Now, at forty years old, looking back on this was hard, but not for the reasons you might expect. It wasn’t particularly hard to go back over the events themselves. It’s something that happened and I got over it pretty quickly. It was uncomfortable and certainly not a situation I would have willing put myself in if I had known to expect it. I’ve picked apart all the decisions I made that day and identified all the ways 40 year old me would have handled it differently than 24 year old me did. I’m much more confident and strong now. I know a lot more than I did then.
No, going back through this wasn’t hard because I’m embarrassed by how I reacted or by the decisions I made despite who wrong they seem now. It was hard because 40 year old me can map out how things would have gone if I had taken that job. I’m sure that at first I would have thought “it will only be like this for a little while and then I’ll be successful” as if somehow finding a bit of success would have made him magically disappear from my life. I would have been wrong though. I would have always been in his control. Even if I had found success, there’s no way he ever would have let me forget who gave it to me.
If I had taken that job, I don’t know how I would have been able to get out of it. He knew exactly how to manipulate me and I’m sure he would have gotten even better at it as he got to know me more. I can see how I would have felt so humiliated when faced with the reality of my situation that I would have thought there was no way I deserved to be in a better one. These are all things 24 year old me never even considered at the time. I just lacked the information necessary to let it play out in my head to see it for what it was.
This is what I think so many people miss when they hear stories like those in the news today. Things are laid out in such a bullet point fashion that it’s easy to look at the decisions these women made and say “there’s no way I would have done that!” or “what did she think was going to happen?!”. The truth is that for many it is pretty easy to end up in a situation like that. The power imbalance in these situations is too immense to really describe in words. I would be willing to bet anything that they didn’t walk into those situations as tough as nails, willing to do anything, ambition-consumed people making well deliberated decisions. I think they probably walked into those situations thinking and feeling many of the same things I did.

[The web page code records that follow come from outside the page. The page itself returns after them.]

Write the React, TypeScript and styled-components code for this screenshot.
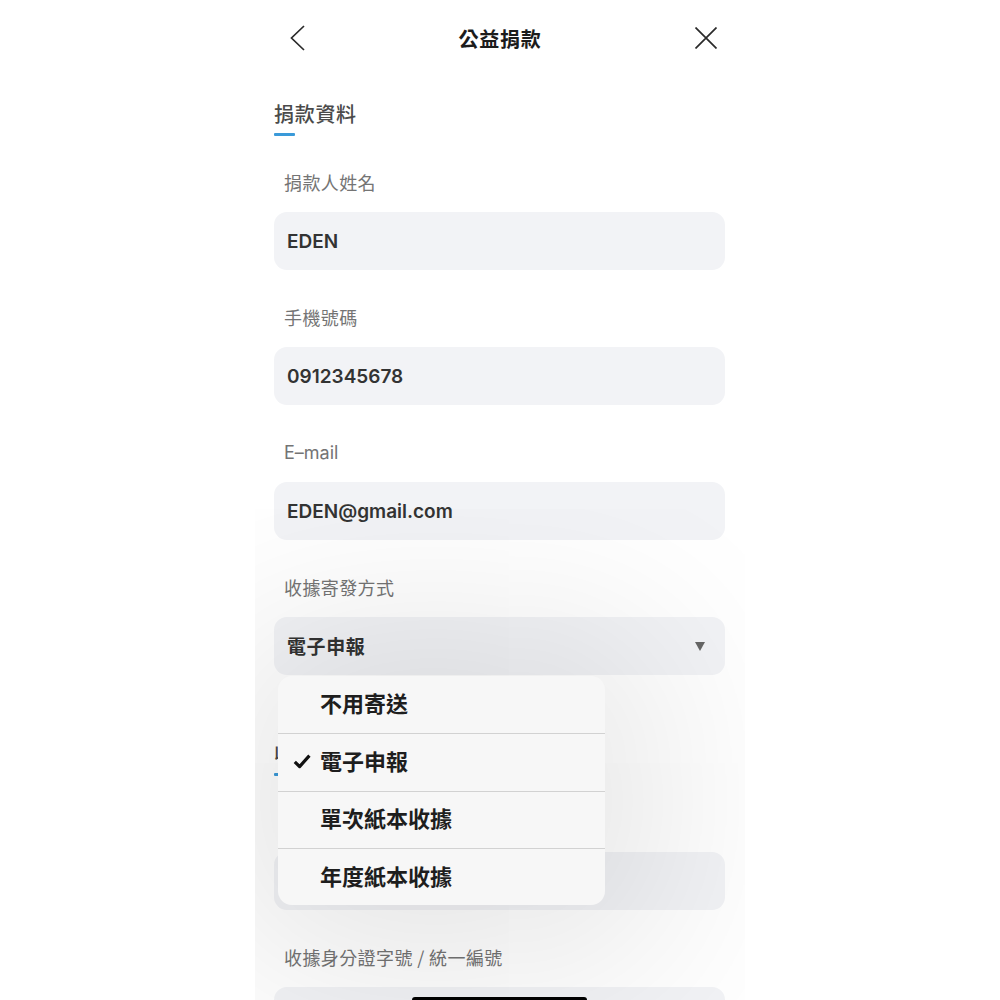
import React from "react";
import styled, { createGlobalStyle } from "styled-components";

const GlobalStyle = createGlobalStyle`
  html, body { margin: 0; padding: 0; background: #ffffff; }
  body { font-family: Inter, "Noto Sans CJK TC", sans-serif; }
  * { box-sizing: border-box; }
`;

const Phone = styled.div`
  position: relative;
  width: 490px;
  height: 1000px;
  margin: 0 auto;
  overflow: hidden;
  background: #ffffff;
`;

const Header = styled.header`
  display: grid;
  grid-template-columns: 1fr auto 1fr;
  align-items: center;
  height: 76px;
  padding: 0 28px;
`;

const IconButton = styled.button<{ $align: "start" | "end" }>`
  justify-self: ${(p) => p.$align};
  display: flex;
  align-items: center;
  justify-content: center;
  padding: 0;
  border: none;
  background: none;
  color: #2a2a2a;
`;

const Title = styled.h1`
  margin: 0;
  font-family: "Noto Sans CJK TC", sans-serif;
  font-size: 20px;
  font-weight: 700;
  letter-spacing: 0.7px;
  color: #1c1c1c;
`;

const Form = styled.main`
  display: flex;
  flex-direction: column;
  padding: 0 20px 0 19px;
`;

const Section = styled.section<{ $top: number }>`
  display: flex;
  flex-direction: column;
  padding-top: ${(p) => p.$top}px;
`;

const SectionTitle = styled.h2`
  margin: 0;
  padding-bottom: 2px;
  font-family: "Noto Sans CJK TC", sans-serif;
  font-size: 20px;
  line-height: 26px;
  font-weight: 500;
  letter-spacing: 0.7px;
  color: #4a4a4a;
`;

const TitleBar = styled.div`
  width: 21px;
  height: 3px;
  margin-top: 4px;
  border-radius: 1px;
  background: #3a9ad9;
`;

const Fields = styled.div`
  display: flex;
  flex-direction: column;
  gap: 36px;
  padding-top: 35px;
`;

const Field = styled.div`
  position: relative;
  display: flex;
  flex-direction: column;
  gap: 15px;
`;

const Label = styled.label`
  padding: 0 0 3px 10px;
  font-family: "Noto Sans CJK TC", sans-serif;
  font-size: 18px;
  line-height: 23px;
  letter-spacing: 0.4px;
  color: #747474;
`;

const LatinLabel = styled(Label)`
  font-family: Inter, "Noto Sans CJK TC", sans-serif;
  letter-spacing: 0;
`;

const InputBox = styled.div`
  display: flex;
  align-items: center;
  justify-content: space-between;
  height: 58px;
  padding: 0 20px 0 13px;
  border-radius: 13px;
  background: #f2f3f6;
  font-family: Inter, "Noto Sans CJK TC", sans-serif;
  font-size: 19px;
  font-weight: 600;
  color: #333333;
`;

const SelectValue = styled.span`
  padding-bottom: 2px;
  font-family: "Noto Sans CJK TC", sans-serif;
  font-size: 19px;
  font-weight: 700;
  letter-spacing: 0.6px;
  color: #333333;
`;

const Menu = styled.ul`
  position: absolute;
  z-index: 10;
  top: calc(100% + 1px);
  left: 4px;
  width: 327px;
  margin: 0;
  padding: 0;
  list-style: none;
  border-radius: 14px;
  background: #f7f7f7;
  box-shadow: 0 10px 200px 50px rgba(0, 0, 0, 0.11);
  overflow: hidden;
`;

const MenuItem = styled.li`
  display: flex;
  align-items: center;
  height: 57.3px;
  padding: 0 0 5px 15px;
  border-top: 1px solid #d2d2d2;
  &:first-child { border-top: none; }
`;

const CheckSlot = styled.span`
  display: flex;
  align-items: center;
  width: 27px;
  padding-top: 4px;
  color: #111111;
`;

const MenuText = styled.span`
  font-family: "Noto Sans CJK TC", sans-serif;
  font-size: 22px;
  font-weight: 600;
  color: #1e1e1e;
`;

const HomeIndicator = styled.div`
  position: absolute;
  left: 157px;
  bottom: -3px;
  width: 175px;
  height: 6px;
  border-radius: 3px;
  background: #000000;
`;

const options = ["不用寄送", "電子申報", "單次紙本收據", "年度紙本收據"];
const selected = "電子申報";

export default function App() {
  return (
    <>
      <GlobalStyle />
      <Phone>
        <Header>
          <IconButton $align="start" aria-label="back">
            <svg width="22" height="26" viewBox="0 0 22 26" fill="none">
              <path d="M21 1 L8.5 13 L21 25" stroke="currentColor" strokeWidth="1.7" />
            </svg>
          </IconButton>
          <Title>公益捐款</Title>
          <IconButton $align="end" aria-label="close">
            <svg width="22" height="22" viewBox="0 0 22 22" fill="none">
              <path d="M0.5 0.5 L21.5 21.5 M21.5 0.5 L0.5 21.5" stroke="currentColor" strokeWidth="1.7" />
            </svg>
          </IconButton>
        </Header>
        <Form>
          <Section $top={25}>
            <SectionTitle>捐款資料</SectionTitle>
            <TitleBar />
            <Fields>
              <Field>
                <Label>捐款人姓名</Label>
                <InputBox>EDEN</InputBox>
              </Field>
              <Field>
                <Label>手機號碼</Label>
                <InputBox>0912345678</InputBox>
              </Field>
              <Field>
                <LatinLabel>E–mail</LatinLabel>
                <InputBox>EDEN@gmail.com</InputBox>
              </Field>
              <Field>
                <Label>收據寄發方式</Label>
                <InputBox>
                  <SelectValue>{selected}</SelectValue>
                  <svg width="10" height="9" viewBox="0 0 10 9">
                    <path d="M0 0 H10 L5 9 Z" fill="#666666" />
                  </svg>
                </InputBox>
                <Menu>
                  {options.map((o) => (
                    <MenuItem key={o}>
                      <CheckSlot>
                        {o === selected && (
                          <svg width="18" height="15" viewBox="0 0 18 15" fill="none">
                            <path d="M1.8 7.8 L6.6 12.6 L16.4 1.6" stroke="currentColor" strokeWidth="3.2" strokeLinejoin="round" />
                          </svg>
                        )}
                      </CheckSlot>
                      <MenuText>{o}</MenuText>
                    </MenuItem>
                  ))}
                </Menu>
              </Field>
            </Fields>
          </Section>
          <Section $top={66}>
            <SectionTitle>收據資料</SectionTitle>
            <TitleBar />
            <Fields>
              <Field>
                <Label>收據抬頭</Label>
                <InputBox />
              </Field>
              <Field>
                <Label>收據身分證字號 / 統一編號</Label>
                <InputBox />
              </Field>
            </Fields>
          </Section>
        </Form>
        <HomeIndicator />
      </Phone>
    </>
  );
}
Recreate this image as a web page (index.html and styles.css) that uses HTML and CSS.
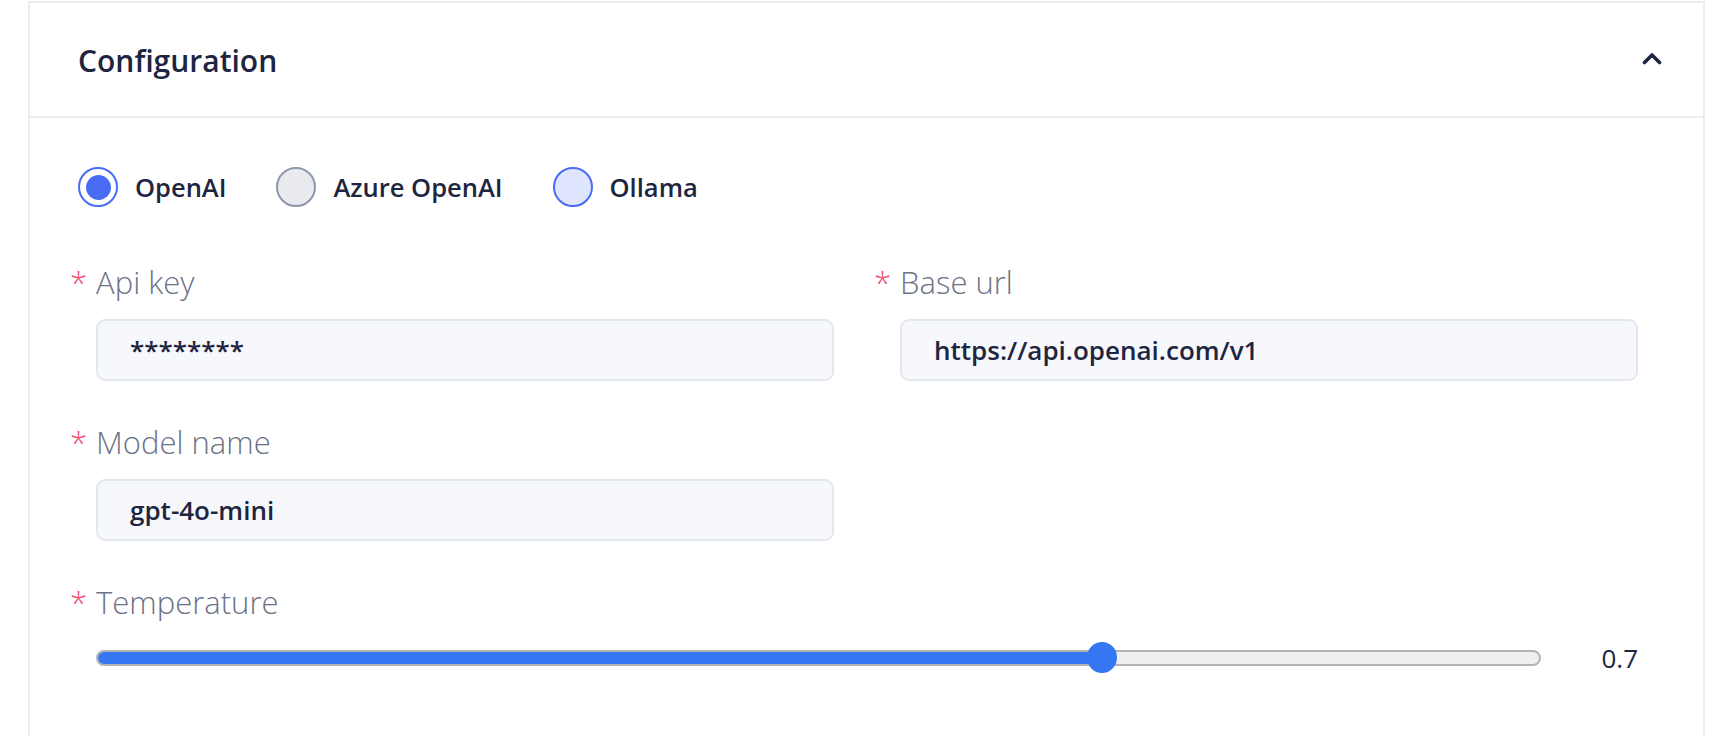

I feel lucky not to have ended up in a situation in even the slightest way similar to what these women found themselves living through. I feel lucky that I was in a field where there were far more employment options than these women had and that the person trying to manipulate me wasn’t as powerful as the one manipulating them.
I can’t imagine the toll it has taken on them. I also can’t imagine how hard it was to make all of this public knowing that most people would just call them gold-diggers, or whatever other insult they could think to throw at them, and look at them with cold, uncaring regard because they think these women somehow deserved to be treated that way. No one deserves to be treated that way and I’m just lucky I wasn’t.